Rain. Rain is good luck on a wedding day, right? Little drops of water falling all over the decorations that were carefully and elaborately placed, little drops running down perfectly curled and bobby pinned hair, little drops wetting the white collars and making the mens' necks itch, little drops that wet the seats in rows for every loved one only to sit in a puddle, little drops that leave the air dampened with humidity and makes the grass that brushes everyones' ankles itchy and wet, little drops that slowly get bigger and are accompanied by mean lightening and rumbling thunder, those little drops are good luck? Its hard to believe that for many people. Its hard to believe that while the bride is getting ready for the biggest day of her life, surrounded by the most important women in her life, looking at the green and orange radar and the clouds rolling in are all bringing a big sweep of good luck.
On May 20, 2017-it did.
Privilege. That's the word I would describe when people trust you enough to photograph one of the most important days in their life. Watching the love that is shared at weddings is a treat, and being in charge of capturing it in a time capsule such as a gallery of photographs or a short film? Well, that? That's a privilege.

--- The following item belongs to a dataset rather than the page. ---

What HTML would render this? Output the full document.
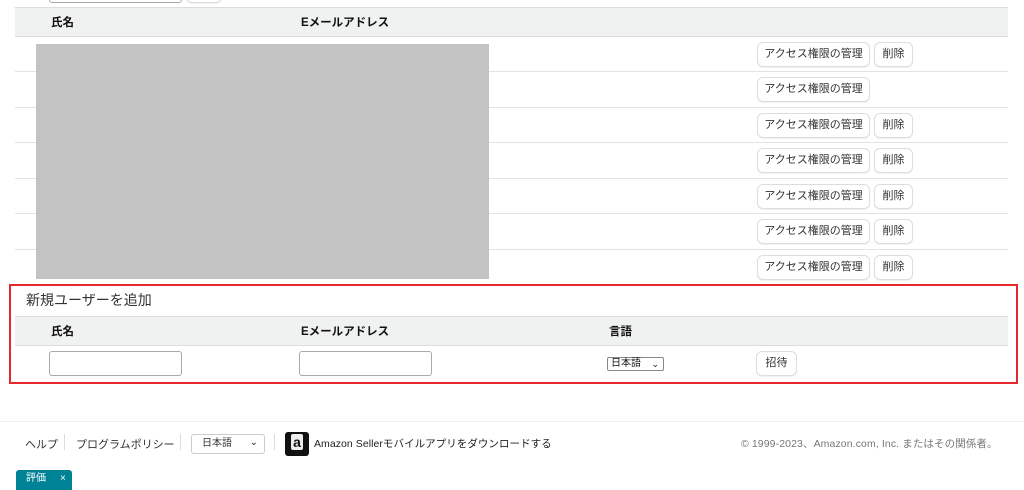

As we drove down little winding roads in a back country, I grew nervous as I do before I photograph any special occasion. This time, the dark clouds moving along and the windshield wipers slapping made the butterflies multiply. "I hope there is somewhere to move this indoors," I told Matt. "I worry about the lighting with how dark its getting...do you think we will get any good photos with it being so dark and wet?" I'm the worry wart, so he optimistically ignored it.

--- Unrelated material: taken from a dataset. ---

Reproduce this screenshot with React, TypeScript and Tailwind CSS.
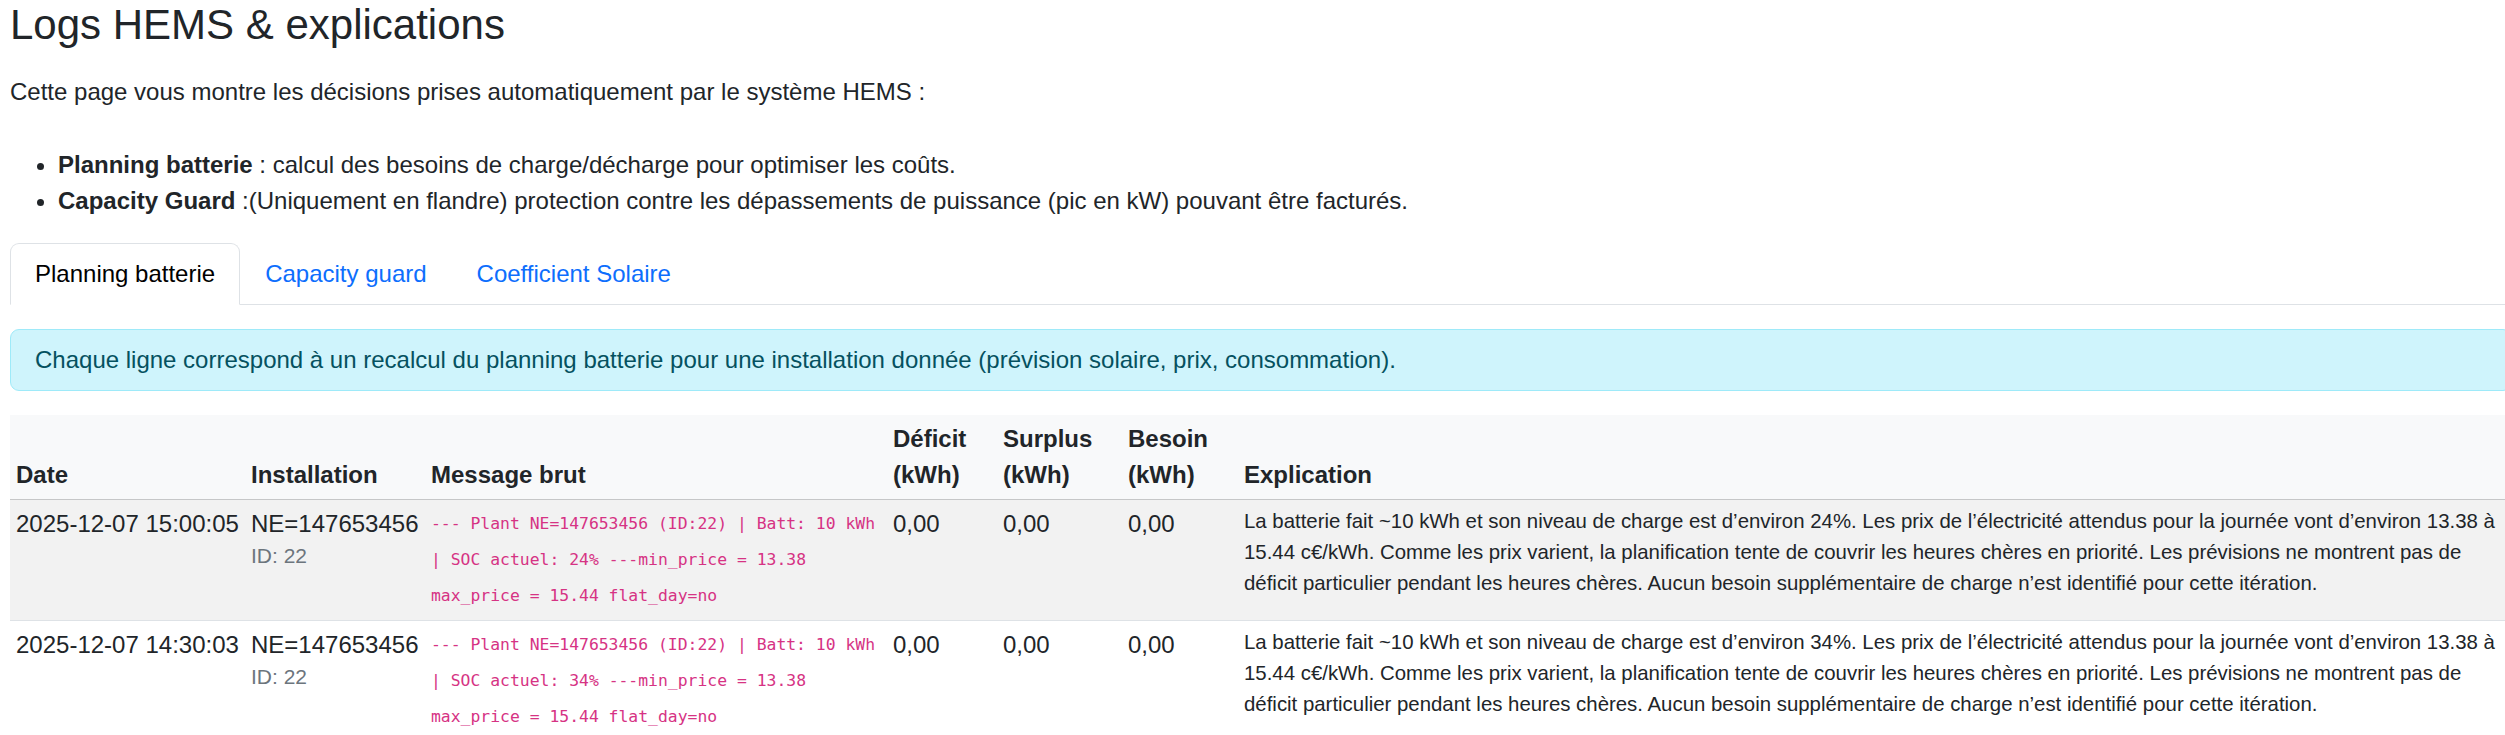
import React from "react";

const rows = [
  {
    date: "2025-12-07 15:00:05",
    soc: "24%",
    striped: true,
  },
  {
    date: "2025-12-07 14:30:03",
    soc: "34%",
    striped: false,
  },
];

export default function App() {
  return (
    <div className="h-[735px] w-full overflow-hidden bg-white font-['Liberation_Sans',Arial,sans-serif] text-[24px] leading-[1.5] text-[#212529]">
      <div className="w-[2522px] px-[10px]">
        <h3 className="mb-[24px] text-[42px] leading-[1.2] font-normal">Logs HEMS &amp; explications</h3>
        <p className="mb-[37px]">Cette page vous montre les décisions prises automatiquement par le système HEMS :</p>
        <ul className="mb-[24px] list-disc pl-[48px]">
          <li>
            <strong className="font-bold">Planning batterie</strong> : calcul des besoins de charge/décharge pour optimiser les coûts.
          </li>
          <li>
            <strong className="font-bold">Capacity Guard</strong> :(Uniquement en flandre) protection contre les dépassements de puissance (pic en kW) pouvant être facturés.
          </li>
        </ul>

        <div className="flex border-b border-[#dee2e6]">
          <a className="-mb-px block rounded-t-[9px] border border-[#dee2e6] border-b-white bg-white px-[24px] py-[12px] text-black">
            Planning batterie
          </a>
          <a className="-mb-px block border border-transparent px-[24px] py-[12px] text-[#0d6efd]">Capacity guard</a>
          <a className="-mb-px block border border-transparent px-[24px] py-[12px] text-[#0d6efd]">Coefficient Solaire</a>
        </div>

        <div className="mt-[24px] mb-[24px] rounded-[9px] border border-[#9eeaf9] bg-[#cff4fc] px-[24px] py-[12px] text-[#055160]">
          Chaque ligne correspond à un recalcul du planning batterie pour une installation donnée (prévision solaire, prix, consommation).
        </div>

        <table className="w-full table-fixed border-collapse">
          <colgroup>
            <col className="w-[235px]" />
            <col className="w-[180px]" />
            <col className="w-[462px]" />
            <col className="w-[110px]" />
            <col className="w-[125px]" />
            <col className="w-[116px]" />
            <col />
          </colgroup>
          <thead className="bg-[#f8f9fa] align-bottom">
            <tr className="border-b border-[#c6c7c8]">
              <th className="p-[6px] text-left font-bold">Date</th>
              <th className="p-[6px] text-left font-bold">Installation</th>
              <th className="p-[6px] text-left font-bold">Message brut</th>
              <th className="p-[6px] text-left font-bold">Déficit (kWh)</th>
              <th className="p-[6px] text-left font-bold">Surplus (kWh)</th>
              <th className="p-[6px] text-left font-bold">Besoin (kWh)</th>
              <th className="p-[6px] text-left font-bold">Explication</th>
            </tr>
          </thead>
          <tbody className="align-top">
            {rows.map((r) => (
              <tr key={r.date} className={`border-b border-[#dee2e6] ${r.striped ? "bg-[#f2f2f2]" : "bg-white"}`}>
                <td className="p-[6px] whitespace-nowrap">{r.date}</td>
                <td className="p-[6px]">
                  <div className="whitespace-nowrap">NE=147653456</div>
                  <div className="text-[21px] leading-[1.3] text-[#6c757d]">ID: 22</div>
                </td>
                <td className="p-[6px]">
                  <code className="block font-['DejaVu_Sans_Mono','Liberation_Mono',monospace] text-[16.4px] leading-[36px] text-[#d63384] break-words">
                    --- Plant NE=147653456 (ID:22) | Batt: 10 kWh | SOC actuel: {r.soc} ---min_price = 13.38 max_price = 15.44 flat_day=no
                  </code>
                </td>
                <td className="p-[6px]">0,00</td>
                <td className="p-[6px]">0,00</td>
                <td className="p-[6px]">0,00</td>
                <td className="p-[6px] text-[20.4px]">
                  La batterie fait ~10 kWh et son niveau de charge est d’environ {r.soc}. Les prix de l’électricité attendus pour la journée vont d’environ 13.38 à 15.44 c€/kWh. Comme les prix varient, la planification tente de couvrir les heures chères en priorité. Les prévisions ne montrent pas de déficit particulier pendant les heures chères. Aucun besoin supplémentaire de charge n’est identifié pour cette itération.
                </td>
              </tr>
            ))}
          </tbody>
        </table>
      </div>
    </div>
  );
}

Pulling up to that venue...I've got to tell you, I was really worried. I felt my arm hairs standing up with the electricity in the air from the lightening, and I saw no building big enough to move the wedding inside to. I saw guests arriving with faces just as concerned as my own. I even caught glimpse of the bride's mother in tears over the weather. But then the bride arrived-excited and ready.
Of all things, she was grinning. Saying, "Let's do this! We will move this wedding into this little pavilion (mind you, not big enough for everyone to sit inside) and get married. This wouldn't be our wedding if it wasn't like this!" I was skeptical, but her energy was hard to doubt. So as her brother ran through rain to collect people inside the little pavilion, everyone laughed and joined in on her optimism.
One of the wedding guests began leading everyone in "Amazing Grace", and watching everyone with their faces glowing red and orange from all the warm candle light under that tiny pavilion roof was truly wonderful.
Everyone listened as the rain pattered on the tin roof and poured, and the bride's brother played a beautiful cover of "Flowers in Your Hair" by the Lumineers. Fumbling to get the lighting just right, I tried to capture every moment as the couple read their vows and engaged with one another. As they poured out their hearts, the rain only got harder, but it was nothing but an accent to the romantic wedding happening in that little quiet spot, in that little green field, in a little town in Tennessee.